— START —

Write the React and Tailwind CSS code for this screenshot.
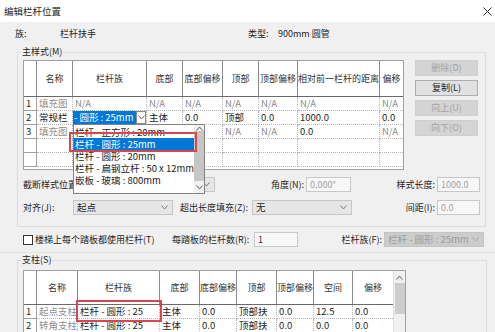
import React from 'react'

const G = 'text-[#8e8e8e]'
const B = 'text-[#1e1e1e]'

const mainCols = 'grid-cols-[13px_36px_74px_36px_40px_36px_39px_82px_23px]'
const postCols = 'grid-cols-[13px_41px_82px_40px_37px_40px_37px_39px_40px]'

function Chevron({ up = false, color = '#606060' }) {
  return (
    <svg width="7" height="5" viewBox="0 0 7 5">
      <path
        d={up ? 'M0.5 4.5 L3.5 1 L6.5 4.5' : 'M0.5 0.5 L3.5 4 L6.5 0.5'}
        fill="none"
        stroke={color}
        strokeWidth="1"
      />
    </svg>
  )
}

function HeadRow({ cols, heads, h }) {
  return (
    <div className={`grid ${cols} ${h} border-b border-[#6b6b6b]`}>
      {heads.map((t, i) => (
        <div
          key={i}
          className="flex items-center justify-center border-r border-[#8a8a8a] last:border-r-0 text-[9px] leading-[11px] text-[#333] whitespace-nowrap overflow-hidden"
        >
          {t}
        </div>
      ))}
    </div>
  )
}

function BodyRow({ cols, num, cells }) {
  return (
    <div className={`grid ${cols} h-[14px]`}>
      <div className="border-r border-b border-[#a0a0a0] text-[9.5px] leading-[13px] pl-[2px]">{num}</div>
      {cells.map((c, i) => (
        <div
          key={i}
          className={`border-r border-b border-dotted border-[#b4b4b4] last:border-r-0 text-[9.5px] leading-[13px] pl-[2px] whitespace-nowrap overflow-hidden ${c.tone || B}`}
        >
          {c.node || c.t}
        </div>
      ))}
    </div>
  )
}

function Button({ label, enabled }) {
  return (
    <div
      className={`h-[16px] flex items-center justify-center text-[9px] border ${
        enabled ? 'bg-[#e1e1e1] border-[#adadad] text-[#1e1e1e]' : 'bg-[#d4d4d4] border-[#cfcfcf] text-[#a3a3a3]'
      }`}
    >
      {label}
    </div>
  )
}

function Combo({ w, text, disabled }) {
  return (
    <div
      className={`${w} h-[15px] flex items-center justify-between border pl-[3px] pr-[4px] text-[9.5px] ${
        disabled ? 'bg-[#cccccc] border-[#c4c4c4] text-[#9c9c9c]' : 'bg-[#e6e6e6] border-[#c6c6c6] text-[#1e1e1e]'
      }`}
    >
      <span className="whitespace-nowrap overflow-hidden">{text}</span>
      <Chevron color={disabled ? '#a8a8a8' : '#7a7a7a'} />
    </div>
  )
}

function Input({ w, text, dark }) {
  return (
    <div
      className={`${w} h-[15px] flex items-center border border-[#c8c8c8] bg-[#f8f8f8] pl-[3px] text-[9px] ${
        dark ? 'text-[#333]' : 'text-[#a0a0a0]'
      }`}
    >
      {text}
    </div>
  )
}

export default function App() {
  const na = { t: 'N/A', tone: G }
  const mainRows = [
    { num: '1', cells: [{ t: '填充图', tone: G }, na, na, na, na, na, na, na] },
    {
      num: '2',
      cells: [
        { t: '常规栏' },
        {
          node: (
            <div className="flex h-[13px] -ml-[2px]">
              <div className="w-[63px] bg-[#0078d7] text-white pl-[1px] leading-[13px]">- 圆形 : 25mm</div>
              <div className="w-[10px] bg-white border border-[#8a8a8a] flex items-center justify-center">
                <Chevron />
              </div>
            </div>
          ),
        },
        { t: '主体' },
        { t: '0.0' },
        { t: '顶部' },
        { t: '0.0' },
        { t: '1000.0' },
        { t: '0.0' },
      ],
    },
    { num: '3', cells: [{ t: '填充图', tone: G }, { t: '' }, na, na, na, na, { t: '0.0' }, na] },
    { num: '', cells: Array(8).fill({ t: '' }) },
    { num: '', cells: Array(8).fill({ t: '' }) },
  ]

  const postRows = [
    {
      num: '1',
      cells: [
        { t: '起点支柱', tone: G },
        { t: '栏杆 - 圆形 : 25' },
        { t: '主体' },
        { t: '0.0' },
        { t: '顶部扶' },
        { t: '0.0' },
        { t: '12.5' },
        { t: '0.0' },
      ],
    },
    {
      num: '2',
      cells: [
        { t: '转角支柱', tone: G },
        { t: '栏杆 - 圆形 : 25' },
        { t: '主体' },
        { t: '0.0' },
        { t: '顶部扶' },
        { t: '0.0' },
        { t: '0.0' },
        { t: '0.0' },
      ],
    },
  ]

  const listItems = ['栏杆 - 正方形 : 20mm', '栏杆 - 圆形 : 25mm', '栏杆 - 圆形 : 20mm', '栏杆 - 扁钢立杆 : 50 x 12mm', '嵌板 - 玻璃 : 800mm']

  return (
    <div className="relative w-[495px] h-[332px] overflow-hidden bg-[#f0f0f0] text-[#1e1e1e] font-['Noto_Sans_CJK_SC','Noto_Sans',sans-serif]">
      {/* Title bar */}
      <div className="h-[22px] bg-white flex items-center justify-between pl-[4px] pr-[3px]">
        <span className="text-[9.5px]">编辑栏杆位置</span>
        <svg width="9" height="9" viewBox="0 0 9 9">
          <path d="M0.5 0.5 L8.5 8.5 M8.5 0.5 L0.5 8.5" stroke="#333" strokeWidth="1" />
        </svg>
      </div>

      {/* Family / type */}
      <div className="h-[24px] flex items-center text-[9px]">
        <span className="ml-[15px] w-[45px]">族:</span>
        <span className="w-[188px]">栏杆扶手</span>
        <span className="w-[30px]">类型:</span>
        <span>900mm 圆管</span>
      </div>

      {/* Main pattern */}
      <fieldset className="ml-[17px] w-[469px] border border-[#dcdcdc] pb-[11px]">
        <legend className="ml-[3px] px-[1px] text-[9px] leading-[12px]">主样式(M)</legend>
        <div className="flex pl-[5px] pt-[2px]">
          <div className="w-[381px] h-[110px] border border-[#a0a0a0] bg-white overflow-hidden">
            <HeadRow
              cols={mainCols}
              h="h-[36px]"
              heads={['', '名称', '栏杆族', '底部', '底部偏移', '顶部', '顶部偏移', '相对前一栏杆的距离', '偏移']}
            />
            {mainRows.map((r, i) => (
              <BodyRow key={i} cols={mainCols} num={r.num} cells={r.cells} />
            ))}
          </div>
          <div className="ml-[11px] w-[63px] flex flex-col gap-[4px]">
            <Button label="删除(D)" />
            <Button label="复制(L)" enabled />
            <Button label="向上(U)" />
            <Button label="向下(O)" />
          </div>
        </div>

        <div className="flex items-center pl-[5px] mt-[7px] text-[9px]">
          <span className="w-[50px] whitespace-nowrap">截断样式位置</span>
          <Combo w="w-[142px]" text="" />
          <span className="w-[91px] text-right pr-[2px]">角度(N):</span>
          <Input w="w-[45px]" text="0.000°" />
          <span className="w-[86px] text-right pr-[2px]">样式长度:</span>
          <Input w="w-[43px]" text="1000.0" />
        </div>
        <div className="flex items-center pl-[5px] mt-[8px] text-[9px]">
          <span className="w-[50px]">对齐(J):</span>
          <Combo w="w-[100px]" text="起点" />
          <span className="w-[79px] pl-[7px] whitespace-nowrap">超出长度填充(Z):</span>
          <Combo w="w-[100px]" text="无" />
          <span className="w-[85px] text-right pr-[2px]">间距(I):</span>
          <Input w="w-[43px]" text="0.0" />
        </div>
      </fieldset>

      {/* Per tread */}
      <div className="h-[26px] flex items-center text-[9px] border-b border-[#e2e2e2]">
        <div className="ml-[23px] w-[10px] h-[10px] border border-[#333] bg-white" />
        <span className="ml-[2px] w-[137px]">楼梯上每个踏板都使用栏杆(T)</span>
        <span className="w-[82px] whitespace-nowrap">每踏板的栏杆数(R):</span>
        <Input w="w-[44px]" text="1" dark />
        <span className="w-[86px] text-right pr-[2px]">栏杆族(F):</span>
        <Combo w="w-[100px]" text="栏杆 - 圆形 : 25mm" disabled />
      </div>

      {/* Posts */}
      <fieldset className="ml-[17px] mt-[1px] w-[470px] border border-[#dcdcdc] h-[90px]">
        <legend className="ml-[3px] px-[1px] text-[9px] leading-[12px]">支柱(S)</legend>
        <div className="flex pl-[5px] pt-[4px]">
          <div className="flex border border-[#a0a0a0] bg-white h-[70px] overflow-hidden">
            <div className="w-[369px]">
              <HeadRow
                cols={postCols}
                h="h-[34px]"
                heads={['', '名称', '栏杆族', '底部', '底部偏移', '顶部', '顶部偏移', '空间', '偏移']}
              />
              {postRows.map((r, i) => (
                <BodyRow key={i} cols={postCols} num={r.num} cells={r.cells} />
              ))}
            </div>
            <div className="w-[12px] bg-[#f0f0f0] border-l border-[#e0e0e0] flex flex-col items-center">
              <div className="h-[12px] flex items-center">
                <Chevron up />
              </div>
              <div className="w-[10px] h-[31px] bg-[#cdcdcd]" />
            </div>
          </div>
        </div>
      </fieldset>

      {/* Open dropdown list */}
      <div className="absolute left-[73px] top-[124px] w-[132px] h-[70px] bg-white border border-[#828282] flex">
        <div className="flex-1 pt-[1px]">
          {listItems.map((t, i) => (
            <div
              key={i}
              className={`h-[12px] leading-[12px] text-[9.5px] pl-[1px] whitespace-nowrap ${
                i === 1 ? 'bg-[#0078d7] text-white' : 'text-[#1e1e1e]'
              }`}
            >
              {t}
            </div>
          ))}
        </div>
        <div className="w-[12px] bg-[#f0f0f0] flex flex-col items-center">
          <div className="h-[6px] flex items-center">
            <Chevron up />
          </div>
          <div className="w-[10px] h-[50px] bg-[#c6c6c6]" />
          <div className="flex-1 flex items-center">
            <Chevron />
          </div>
        </div>
      </div>

      {/* Highlight boxes */}
      <div className="absolute left-[69px] top-[132px] w-[128px] h-[20px] border-2 border-[#d9464b]" />
      <div className="absolute left-[76px] top-[300px] w-[86px] h-[22px] border-2 border-[#d9464b]" />
    </div>
  )
}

— END —

Pick every line with "React" in it and copy it.

Write the React and Tailwind CSS code for this screenshot.
import React from 'react'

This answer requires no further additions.